### Task prompt
Give an exact copy of every line, leaving images out.

### Source excerpt
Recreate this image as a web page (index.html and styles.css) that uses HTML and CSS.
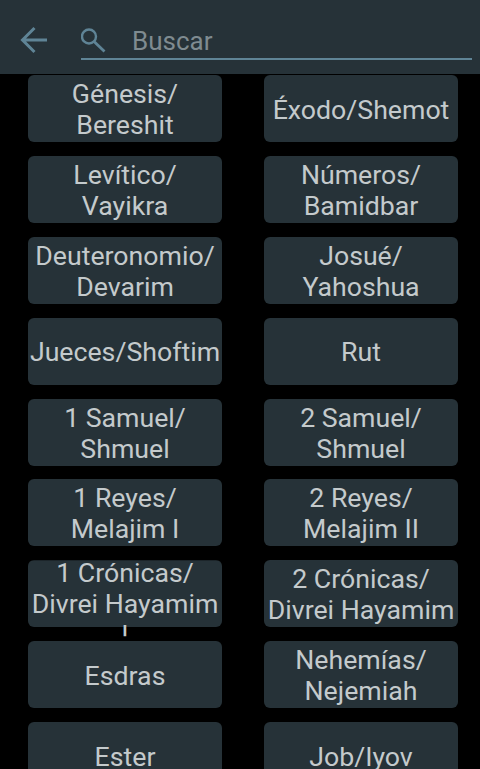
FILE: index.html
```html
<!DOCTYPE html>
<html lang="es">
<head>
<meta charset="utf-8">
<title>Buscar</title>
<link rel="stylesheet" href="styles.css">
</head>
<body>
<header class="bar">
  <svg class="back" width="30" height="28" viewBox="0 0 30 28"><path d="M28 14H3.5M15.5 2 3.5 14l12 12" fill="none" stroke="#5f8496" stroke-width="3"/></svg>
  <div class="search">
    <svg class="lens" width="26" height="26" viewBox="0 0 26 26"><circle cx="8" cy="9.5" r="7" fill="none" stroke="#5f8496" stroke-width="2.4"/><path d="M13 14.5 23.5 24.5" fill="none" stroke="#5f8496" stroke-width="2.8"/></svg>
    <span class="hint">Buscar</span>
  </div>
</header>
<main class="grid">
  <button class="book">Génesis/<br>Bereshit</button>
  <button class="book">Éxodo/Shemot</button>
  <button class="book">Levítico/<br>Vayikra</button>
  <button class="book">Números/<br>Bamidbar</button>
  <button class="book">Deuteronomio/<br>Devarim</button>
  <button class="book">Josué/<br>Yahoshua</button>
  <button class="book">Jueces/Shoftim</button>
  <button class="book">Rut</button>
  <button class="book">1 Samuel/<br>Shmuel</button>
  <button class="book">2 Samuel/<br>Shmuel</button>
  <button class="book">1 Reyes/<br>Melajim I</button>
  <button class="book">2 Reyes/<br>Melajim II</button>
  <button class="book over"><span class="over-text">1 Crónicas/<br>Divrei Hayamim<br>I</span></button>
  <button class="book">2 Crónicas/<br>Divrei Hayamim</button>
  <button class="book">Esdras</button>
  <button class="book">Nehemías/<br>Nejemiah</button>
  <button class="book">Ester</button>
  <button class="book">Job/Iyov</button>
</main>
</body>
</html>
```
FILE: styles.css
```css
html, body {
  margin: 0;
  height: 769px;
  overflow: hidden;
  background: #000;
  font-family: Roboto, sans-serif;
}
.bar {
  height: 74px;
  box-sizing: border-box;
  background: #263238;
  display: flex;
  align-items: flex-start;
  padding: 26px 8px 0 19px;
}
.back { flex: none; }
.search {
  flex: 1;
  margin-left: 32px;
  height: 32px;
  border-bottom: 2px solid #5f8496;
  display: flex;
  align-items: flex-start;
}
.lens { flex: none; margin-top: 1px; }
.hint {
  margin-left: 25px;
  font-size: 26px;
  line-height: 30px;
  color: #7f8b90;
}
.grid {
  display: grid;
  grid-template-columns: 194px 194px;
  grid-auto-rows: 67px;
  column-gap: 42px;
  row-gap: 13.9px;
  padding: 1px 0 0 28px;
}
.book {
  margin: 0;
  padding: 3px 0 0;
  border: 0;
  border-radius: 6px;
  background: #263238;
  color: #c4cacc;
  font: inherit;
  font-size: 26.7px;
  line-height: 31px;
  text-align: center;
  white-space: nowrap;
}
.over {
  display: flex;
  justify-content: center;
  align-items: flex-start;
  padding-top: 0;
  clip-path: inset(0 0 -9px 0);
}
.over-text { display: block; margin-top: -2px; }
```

### Exercise output
Recreate this image as a web page (index.html and styles.css) that uses HTML and CSS.
FILE: index.html
```html
<!DOCTYPE html>
<html lang="es">
<head>
<meta charset="utf-8">
<title>Buscar</title>
<link rel="stylesheet" href="styles.css">
</head>
<body>
<header class="bar">
  <svg class="back" width="30" height="28" viewBox="0 0 30 28"><path d="M28 14H3.5M15.5 2 3.5 14l12 12" fill="none" stroke="#5f8496" stroke-width="3"/></svg>
  <div class="search">
    <svg class="lens" width="26" height="26" viewBox="0 0 26 26"><circle cx="8" cy="9.5" r="7" fill="none" stroke="#5f8496" stroke-width="2.4"/><path d="M13 14.5 23.5 24.5" fill="none" stroke="#5f8496" stroke-width="2.8"/></svg>
    <span class="hint">Buscar</span>
  </div>
</header>
<main class="grid">
  <button class="book">Génesis/<br>Bereshit</button>
  <button class="book">Éxodo/Shemot</button>
  <button class="book">Levítico/<br>Vayikra</button>
  <button class="book">Números/<br>Bamidbar</button>
  <button class="book">Deuteronomio/<br>Devarim</button>
  <button class="book">Josué/<br>Yahoshua</button>
  <button class="book">Jueces/Shoftim</button>
  <button class="book">Rut</button>
  <button class="book">1 Samuel/<br>Shmuel</button>
  <button class="book">2 Samuel/<br>Shmuel</button>
  <button class="book">1 Reyes/<br>Melajim I</button>
  <button class="book">2 Reyes/<br>Melajim II</button>
  <button class="book over"><span class="over-text">1 Crónicas/<br>Divrei Hayamim<br>I</span></button>
  <button class="book">2 Crónicas/<br>Divrei Hayamim</button>
  <button class="book">Esdras</button>
  <button class="book">Nehemías/<br>Nejemiah</button>
  <button class="book">Ester</button>
  <button class="book">Job/Iyov</button>
</main>
</body>
</html>
```
FILE: styles.css
```css
html, body {
  margin: 0;
  height: 769px;
  overflow: hidden;
  background: #000;
  font-family: Roboto, sans-serif;
}
.bar {
  height: 74px;
  box-sizing: border-box;
  background: #263238;
  display: flex;
  align-items: flex-start;
  padding: 26px 8px 0 19px;
}
.back { flex: none; }
.search {
  flex: 1;
  margin-left: 32px;
  height: 32px;
  border-bottom: 2px solid #5f8496;
  display: flex;
  align-items: flex-start;
}
.lens { flex: none; margin-top: 1px; }
.hint {
  margin-left: 25px;
  font-size: 26px;
  line-height: 30px;
  color: #7f8b90;
}
.grid {
  display: grid;
  grid-template-columns: 194px 194px;
  grid-auto-rows: 67px;
  column-gap: 42px;
  row-gap: 13.9px;
  padding: 1px 0 0 28px;
}
.book {
  margin: 0;
  padding: 3px 0 0;
  border: 0;
  border-radius: 6px;
  background: #263238;
  color: #c4cacc;
  font: inherit;
  font-size: 26.7px;
  line-height: 31px;
  text-align: center;
  white-space: nowrap;
}
.over {
  display: flex;
  justify-content: center;
  align-items: flex-start;
  padding-top: 0;
  clip-path: inset(0 0 -9px 0);
}
.over-text { display: block; margin-top: -2px; }
```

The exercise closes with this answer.